Copy all lines in which the word "Tailwind" can be found.
# DATA LISTING start
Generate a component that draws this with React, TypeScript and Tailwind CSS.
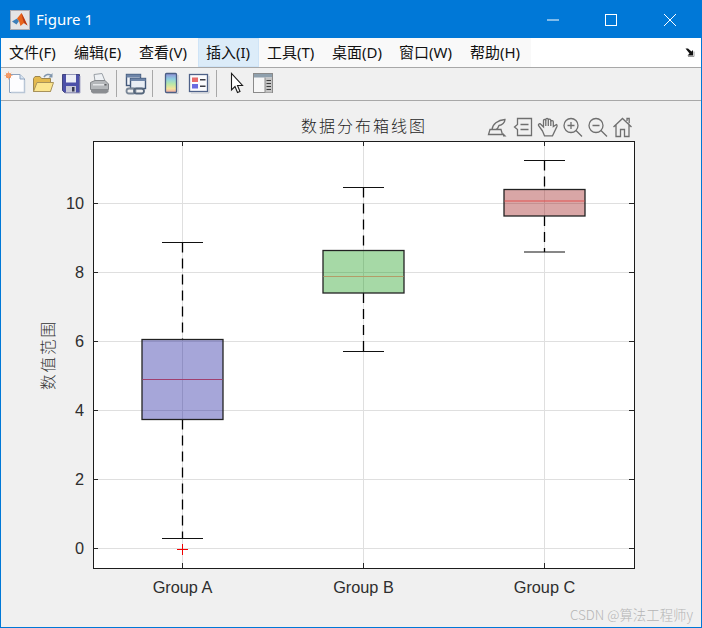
# DATA LISTING end
# DATA LISTING start
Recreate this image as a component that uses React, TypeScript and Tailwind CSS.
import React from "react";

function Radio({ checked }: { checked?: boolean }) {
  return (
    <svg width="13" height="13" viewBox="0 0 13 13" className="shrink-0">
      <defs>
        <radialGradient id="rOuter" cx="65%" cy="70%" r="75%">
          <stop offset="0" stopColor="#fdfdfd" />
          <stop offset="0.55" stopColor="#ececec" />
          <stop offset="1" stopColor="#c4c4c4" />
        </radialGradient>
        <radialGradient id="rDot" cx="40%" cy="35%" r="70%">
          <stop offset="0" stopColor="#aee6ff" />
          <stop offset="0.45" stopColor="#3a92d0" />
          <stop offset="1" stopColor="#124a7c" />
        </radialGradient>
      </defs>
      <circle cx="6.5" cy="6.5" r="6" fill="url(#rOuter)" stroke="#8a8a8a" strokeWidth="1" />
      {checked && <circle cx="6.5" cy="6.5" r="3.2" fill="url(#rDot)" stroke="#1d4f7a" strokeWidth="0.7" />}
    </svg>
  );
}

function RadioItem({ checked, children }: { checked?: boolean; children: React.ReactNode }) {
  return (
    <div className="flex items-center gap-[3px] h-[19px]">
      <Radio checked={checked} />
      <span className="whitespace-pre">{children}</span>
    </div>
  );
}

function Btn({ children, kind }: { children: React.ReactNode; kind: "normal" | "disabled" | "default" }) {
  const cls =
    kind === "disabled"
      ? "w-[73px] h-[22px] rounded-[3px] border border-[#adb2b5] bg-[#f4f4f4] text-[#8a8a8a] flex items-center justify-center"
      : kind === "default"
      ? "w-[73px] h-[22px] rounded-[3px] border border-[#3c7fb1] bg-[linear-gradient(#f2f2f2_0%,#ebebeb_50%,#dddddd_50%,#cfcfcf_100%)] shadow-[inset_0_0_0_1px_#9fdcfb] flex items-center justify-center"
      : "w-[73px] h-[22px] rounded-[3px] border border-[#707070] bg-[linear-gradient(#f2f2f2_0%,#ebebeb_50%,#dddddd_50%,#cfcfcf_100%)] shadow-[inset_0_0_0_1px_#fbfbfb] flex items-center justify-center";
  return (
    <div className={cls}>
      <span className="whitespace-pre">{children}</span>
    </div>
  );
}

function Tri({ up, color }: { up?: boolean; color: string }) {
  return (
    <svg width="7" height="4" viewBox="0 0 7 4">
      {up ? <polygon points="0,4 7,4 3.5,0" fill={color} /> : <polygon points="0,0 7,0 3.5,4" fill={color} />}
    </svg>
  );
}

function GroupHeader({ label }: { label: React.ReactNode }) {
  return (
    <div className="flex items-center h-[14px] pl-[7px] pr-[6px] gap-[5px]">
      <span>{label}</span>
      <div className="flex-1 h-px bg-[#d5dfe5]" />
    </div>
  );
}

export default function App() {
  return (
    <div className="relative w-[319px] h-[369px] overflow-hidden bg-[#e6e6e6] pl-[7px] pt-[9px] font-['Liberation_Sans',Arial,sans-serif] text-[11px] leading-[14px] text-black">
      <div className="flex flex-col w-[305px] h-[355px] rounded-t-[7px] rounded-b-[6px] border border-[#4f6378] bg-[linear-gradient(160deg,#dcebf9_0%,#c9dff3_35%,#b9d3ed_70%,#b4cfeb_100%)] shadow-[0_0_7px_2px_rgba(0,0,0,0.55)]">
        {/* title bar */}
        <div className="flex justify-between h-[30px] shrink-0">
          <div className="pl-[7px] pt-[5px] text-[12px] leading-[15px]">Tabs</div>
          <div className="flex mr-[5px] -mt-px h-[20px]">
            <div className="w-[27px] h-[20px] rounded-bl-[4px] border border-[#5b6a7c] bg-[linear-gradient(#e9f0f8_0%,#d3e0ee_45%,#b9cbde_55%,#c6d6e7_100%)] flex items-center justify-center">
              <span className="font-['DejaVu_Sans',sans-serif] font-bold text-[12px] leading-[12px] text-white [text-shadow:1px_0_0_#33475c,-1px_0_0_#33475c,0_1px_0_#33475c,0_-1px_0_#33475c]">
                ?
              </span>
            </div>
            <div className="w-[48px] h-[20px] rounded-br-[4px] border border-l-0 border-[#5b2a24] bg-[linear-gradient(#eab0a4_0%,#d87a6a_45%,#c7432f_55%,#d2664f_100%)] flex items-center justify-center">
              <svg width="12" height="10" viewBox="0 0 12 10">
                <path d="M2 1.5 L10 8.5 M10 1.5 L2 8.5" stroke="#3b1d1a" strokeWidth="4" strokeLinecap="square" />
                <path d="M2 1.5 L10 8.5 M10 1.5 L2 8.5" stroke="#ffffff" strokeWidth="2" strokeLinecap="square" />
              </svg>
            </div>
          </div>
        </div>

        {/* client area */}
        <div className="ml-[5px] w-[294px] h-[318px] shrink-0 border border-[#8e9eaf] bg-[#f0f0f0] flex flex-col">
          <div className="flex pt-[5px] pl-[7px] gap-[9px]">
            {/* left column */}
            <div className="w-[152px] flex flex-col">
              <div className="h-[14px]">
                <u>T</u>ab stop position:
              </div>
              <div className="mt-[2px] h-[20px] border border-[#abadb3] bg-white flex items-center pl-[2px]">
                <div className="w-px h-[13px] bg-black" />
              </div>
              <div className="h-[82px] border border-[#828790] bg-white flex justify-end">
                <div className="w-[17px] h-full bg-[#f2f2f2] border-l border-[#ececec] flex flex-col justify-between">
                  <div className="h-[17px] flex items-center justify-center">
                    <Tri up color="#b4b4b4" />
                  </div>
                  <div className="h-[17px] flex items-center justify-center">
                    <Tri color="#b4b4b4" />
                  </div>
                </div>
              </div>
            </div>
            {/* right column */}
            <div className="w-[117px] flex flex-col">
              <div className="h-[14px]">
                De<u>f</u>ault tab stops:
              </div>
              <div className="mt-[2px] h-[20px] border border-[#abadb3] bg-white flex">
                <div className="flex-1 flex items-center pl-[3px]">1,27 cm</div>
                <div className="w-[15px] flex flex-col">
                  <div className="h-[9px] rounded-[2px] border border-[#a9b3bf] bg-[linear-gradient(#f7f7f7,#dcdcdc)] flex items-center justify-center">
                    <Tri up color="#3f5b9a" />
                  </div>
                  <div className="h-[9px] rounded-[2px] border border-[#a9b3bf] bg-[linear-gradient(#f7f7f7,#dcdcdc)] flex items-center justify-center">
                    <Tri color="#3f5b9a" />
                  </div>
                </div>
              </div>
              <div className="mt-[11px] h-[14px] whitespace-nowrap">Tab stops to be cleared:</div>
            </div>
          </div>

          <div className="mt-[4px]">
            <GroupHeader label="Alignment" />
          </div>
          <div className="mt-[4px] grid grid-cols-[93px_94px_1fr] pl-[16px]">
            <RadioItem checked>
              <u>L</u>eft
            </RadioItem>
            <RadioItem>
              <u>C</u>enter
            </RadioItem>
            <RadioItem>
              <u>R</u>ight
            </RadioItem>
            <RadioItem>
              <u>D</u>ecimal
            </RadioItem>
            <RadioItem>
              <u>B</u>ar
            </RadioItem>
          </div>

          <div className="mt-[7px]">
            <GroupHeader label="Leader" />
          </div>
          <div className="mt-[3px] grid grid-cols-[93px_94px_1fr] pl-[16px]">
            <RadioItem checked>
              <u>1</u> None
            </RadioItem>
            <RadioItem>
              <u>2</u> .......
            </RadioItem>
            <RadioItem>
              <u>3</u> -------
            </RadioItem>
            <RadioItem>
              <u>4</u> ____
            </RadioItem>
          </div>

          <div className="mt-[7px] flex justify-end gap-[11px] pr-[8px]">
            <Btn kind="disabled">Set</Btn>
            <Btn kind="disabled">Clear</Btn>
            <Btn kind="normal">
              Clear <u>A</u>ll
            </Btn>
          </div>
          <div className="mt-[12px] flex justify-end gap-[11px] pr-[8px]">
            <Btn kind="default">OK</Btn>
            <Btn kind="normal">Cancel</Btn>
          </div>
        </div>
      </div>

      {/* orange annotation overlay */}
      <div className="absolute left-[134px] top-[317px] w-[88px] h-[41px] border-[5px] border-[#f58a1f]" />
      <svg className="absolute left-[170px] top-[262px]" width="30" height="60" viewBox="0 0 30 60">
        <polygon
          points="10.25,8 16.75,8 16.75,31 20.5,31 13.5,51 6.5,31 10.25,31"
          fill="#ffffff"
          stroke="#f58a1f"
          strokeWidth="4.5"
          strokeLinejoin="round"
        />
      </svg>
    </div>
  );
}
# DATA LISTING end
THE RESPONSE:
Generate a component that draws this with React, TypeScript and Tailwind CSS.
Recreate this image as a component that uses React, TypeScript and Tailwind CSS.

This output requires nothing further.